Audrey McManiman

Personal information
- Born: 24 January 1995 (age 31) Saint-Ambroise-de-Kildare, Quebec, Canada

Sport
- Country: Canada
- Sport: Snowboarding
- Event(s): Snowboard cross, halfpipe (former), slopestyle (former)

Medal record
Winter Universiade
| Bronze medal – third place | 2019 Krasnoyarsk | Snowboard cross |
Winter Youth Olympics
| Gold medal – first place | 2012 Innsbruck | Slopestyle |

= Audrey McManiman =

Canadian snowboarder (born 1995)

Audrey McManiman (born 24 January 1995) is a Canadian snowboarder who competes internationally in the snowboard cross discipline, and formerly in the freestyle events.

==Career==
===Freestyle===
McManiman made her debut for Canada at the inaugural Winter Youth Olympics in 2012. McManiman won the gold medal in the slopestyle event. MacManiman would compete in a few World Cup events between 2012 and 2015, topped off by competing at the 2015 World Championships.
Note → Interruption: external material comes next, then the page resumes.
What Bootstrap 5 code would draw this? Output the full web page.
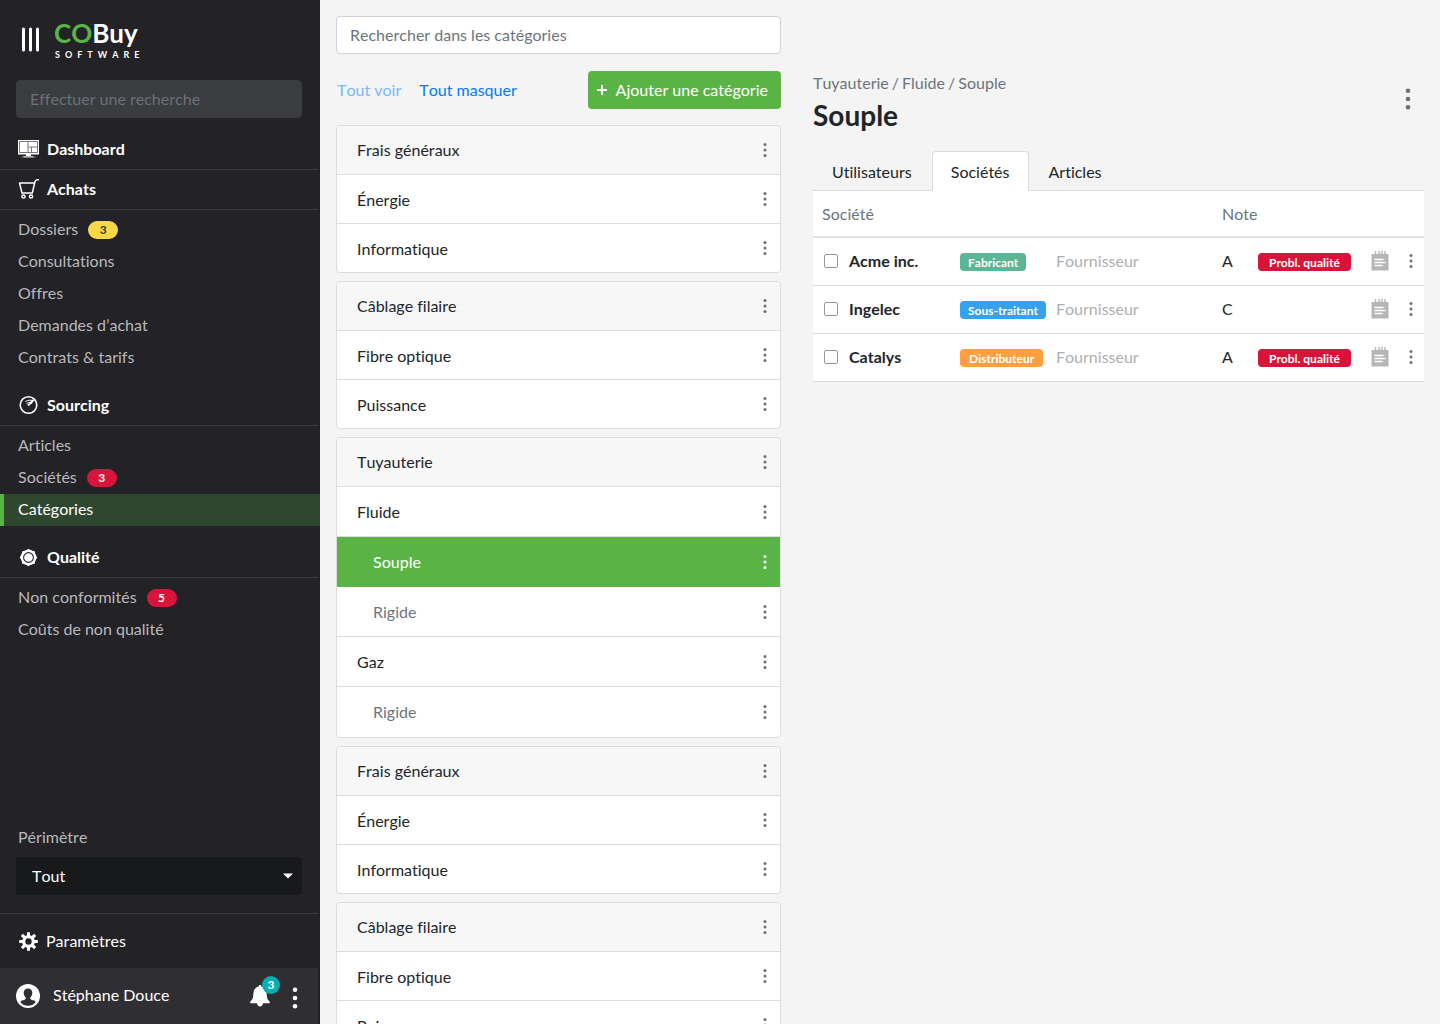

In January 2016, McManiman had a serious crash in training and after recovery switched her focus to competing in the snowboard cross discipline.

===Snowboard cross===
At the 2019 Winter Universiade in Krasnoyarsk, McManiman won bronze in the women's snowboard cross event.

In January 2022, McManiman was named to Canada's 2022 Olympic team in the snowboard cross event.